Sidewalks to be safer for kids


---- — MALONE — Elementary students who walk to school in Saranac Lake and Malone will have better sidewalks to use in 2014.

Jamie Konkoski, project manager for the North Country Healthy Heart Network, secured more than $505,000 in three applications to the Safe Routes to School program through the State Department of Transportation.

The first grant, for $309,439, will build new sidewalks in Malone on both sides of the street from St. Joseph’s Elementary School on Elm Street to the intersection with Raymond Street, in conjunction with the Malone Complete Streets Partnership.

The second, for $133,900, will rebuild sidewalks in Saranac Lake at Petrova Elementary and Middle School, connecting with Algonquin Apartments along Olive Street, Broadway, William Street and Lake Street from Mulflur Road to Route 3.

“There is a short segment of sidewalk there, but it leaves kids out in the open,” Konkoski said.


The work folds into the Saranac Lake Master Plan and keeps with its goals for better pedestrian and sidewalk access through the village.

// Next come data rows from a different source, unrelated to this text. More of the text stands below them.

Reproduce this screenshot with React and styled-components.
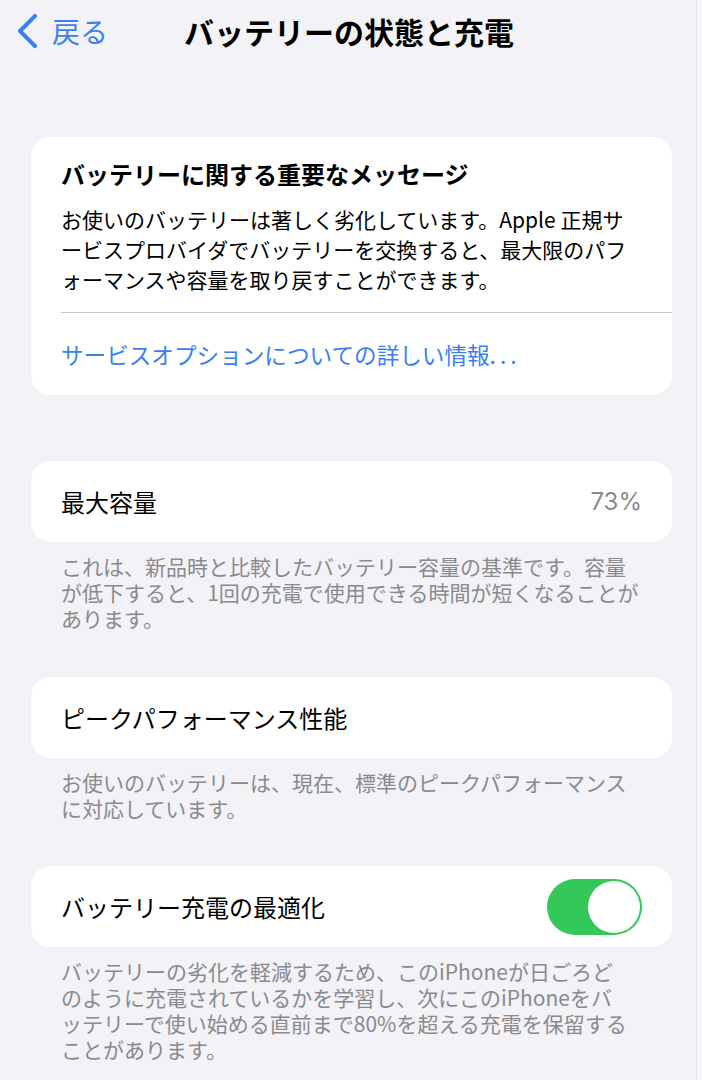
import React from "react";
import styled, { createGlobalStyle } from "styled-components";

const Global = createGlobalStyle`
  html, body { margin: 0; padding: 0; background: #f2f2f7; }
  body {
    font-family: "Noto Sans CJK JP", "Noto Sans", sans-serif;
    -webkit-font-smoothing: antialiased;
  }
`;

const Page = styled.div`
  display: grid;
  grid-template-columns: 696px 6px;
  width: 702px;
  min-height: 1080px;
  background: #f2f2f7;
`;

const Edge = styled.div`
  border-left: 1px solid #e3e3e8;
  background: #f6f6f9;
`;

const Main = styled.div`
  display: flex;
  flex-direction: column;
  padding: 0 24px 0 31px;
`;

const Nav = styled.div`
  display: flex;
  align-items: center;
  height: 62px;
  margin-left: -31px;
`;

const Back = styled.div`
  display: flex;
  align-items: center;
  gap: 13px;
  padding-left: 17px;
  color: #3a80f2;
  font-size: 28px;
  line-height: 1;
`;

const Title = styled.div`
  margin-left: 76px;
  font-size: 30px;
  font-weight: 700;
  color: #000;
`;

const Card = styled.div`
  background: #fff;
  border-radius: 20px;
  margin-top: ${(p) => p.$mt || 0}px;
`;

const Message = styled.div`
  padding: 22px 30px 18px 30px;
`;

const MsgTitle = styled.div`
  font-size: 24px;
  font-weight: 700;
  line-height: 30px;
  color: #000;
`;

const MsgBody = styled.div`
  margin-top: 15px;
  font-size: 21px;
  line-height: 30px;
  color: #000;
  white-space: nowrap;
`;

const Separator = styled.div`
  height: 1px;
  background: #c8c8cc;
  margin-left: 30px;
`;

const LinkRow = styled.div`
  padding: 27px 30px 25px 30px;
  font-size: 22.6px;
  line-height: 30px;
  color: #3a80f2;
`;

const Dots = styled.span`
  letter-spacing: 4px;
`;

const Row = styled.div`
  display: flex;
  align-items: center;
  justify-content: space-between;
  height: 81px;
  padding: 0 30px 0 30px;
  font-size: 24px;
  color: #000;
`;

const Value = styled.span`
  color: #8a8a8e;
  font-size: 24px;
  font-family: "Inter", "Liberation Sans", sans-serif;
`;

const Footer = styled.div`
  padding: 11px 30px 0 30px;
  font-size: 21px;
  line-height: 26px;
  color: #8a8a8e;
  white-space: nowrap;
`;

const Toggle = styled.div`
  display: flex;
  justify-content: ${(p) => (p.$on ? "flex-end" : "flex-start")};
  align-items: center;
  width: 95px;
  height: 56px;
  padding: 2px;
  box-sizing: border-box;
  border-radius: 28px;
  background: ${(p) => (p.$on ? "#34c759" : "#e9e9eb")};
`;

const Knob = styled.div`
  width: 52px;
  height: 52px;
  border-radius: 50%;
  background: #fff;
`;

const Chevron = () => (
  <svg width="22" height="34" viewBox="0 0 22 34" fill="none">
    <path
      d="M18 2 L3 17 L18 32"
      stroke="#3a80f2"
      strokeWidth="4"
      strokeLinecap="round"
      strokeLinejoin="round"
    />
  </svg>
);

export default function App() {
  return (
    <>
      <Global />
      <Page>
        <Main>
          <Nav>
            <Back>
              <Chevron />
              <span>戻る</span>
            </Back>
            <Title>バッテリーの状態と充電</Title>
          </Nav>

          <Card $mt={75}>
            <Message>
              <MsgTitle>バッテリーに関する重要なメッセージ</MsgTitle>
              <MsgBody>
                お使いのバッテリーは著しく劣化しています。Apple 正規サ
                <br />
                ービスプロバイダでバッテリーを交換すると、最大限のパフ
                <br />
                ォーマンスや容量を取り戻すことができます。
              </MsgBody>
            </Message>
            <Separator />
            <LinkRow>
              サービスオプションについての詳しい情報<Dots>...</Dots>
            </LinkRow>
          </Card>

          <Card $mt={66}>
            <Row>
              <span>最大容量</span>
              <Value>73%</Value>
            </Row>
          </Card>
          <Footer>
            これは、新品時と比較したバッテリー容量の基準です。容量
            <br />
            が低下すると、1回の充電で使用できる時間が短くなることが
            <br />
            あります。
          </Footer>

          <Card $mt={46}>
            <Row>
              <span>ピークパフォーマンス性能</span>
            </Row>
          </Card>
          <Footer>
            お使いのバッテリーは、現在、標準のピークパフォーマンス
            <br />
            に対応しています。
          </Footer>

          <Card $mt={45}>
            <Row>
              <span>バッテリー充電の最適化</span>
              <Toggle $on>
                <Knob />
              </Toggle>
            </Row>
          </Card>
          <Footer>
            バッテリーの劣化を軽減するため、このiPhoneが日ごろど
            <br />
            のように充電されているかを学習し、次にこのiPhoneをバ
            <br />
            ッテリーで使い始める直前まで80%を超える充電を保留する
            <br />
            ことがあります。
          </Footer>
        </Main>
        <Edge />
      </Page>
    </>
  );
}
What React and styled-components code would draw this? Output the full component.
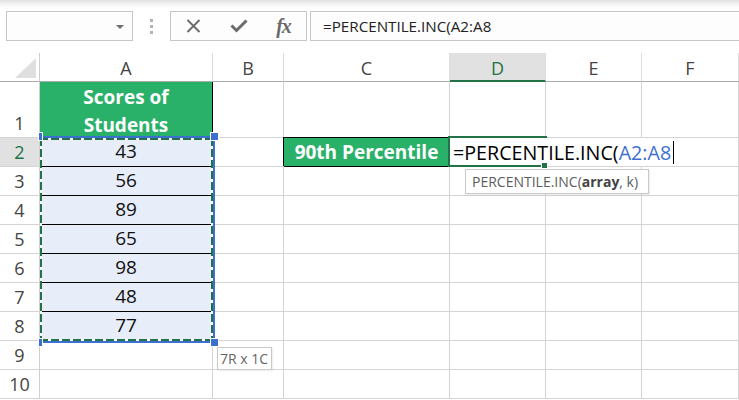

Construction on these projects will probably not begin until the spring of 2014 since it is federal funding administered by the state and passed down through the Franklin County Highway Department, Konkoski said.

The third grant, for $61,750, will be for educational and encouragement projects the schools will conduct to teach children sidewalk and road safety.

That can include the proper way to cross the street and at crosswalks and ways to stay safe, whether they’re walking to school or riding a bicycle.

Kronkoski said the schools will hold bike rodeos and give away free bike helmets in conjunction with the County Traffic Safety Board.

And they will work closely with the County Public Health Office and the Petrova Parents Club on child-safety measures.


The program funding does not require a local match, so neither the schools nor the communities will be chipping in any money toward it.

Konkoski said she was able to make her applications stronger by melding the safety needs with existing master plans and community-project designs already started.

“These funds were not from a random application. This was a result of a group of partners building bike and pedestrian projects over time.

“They have worked on plans for years, knowing there was going to be federal money made available,” she said.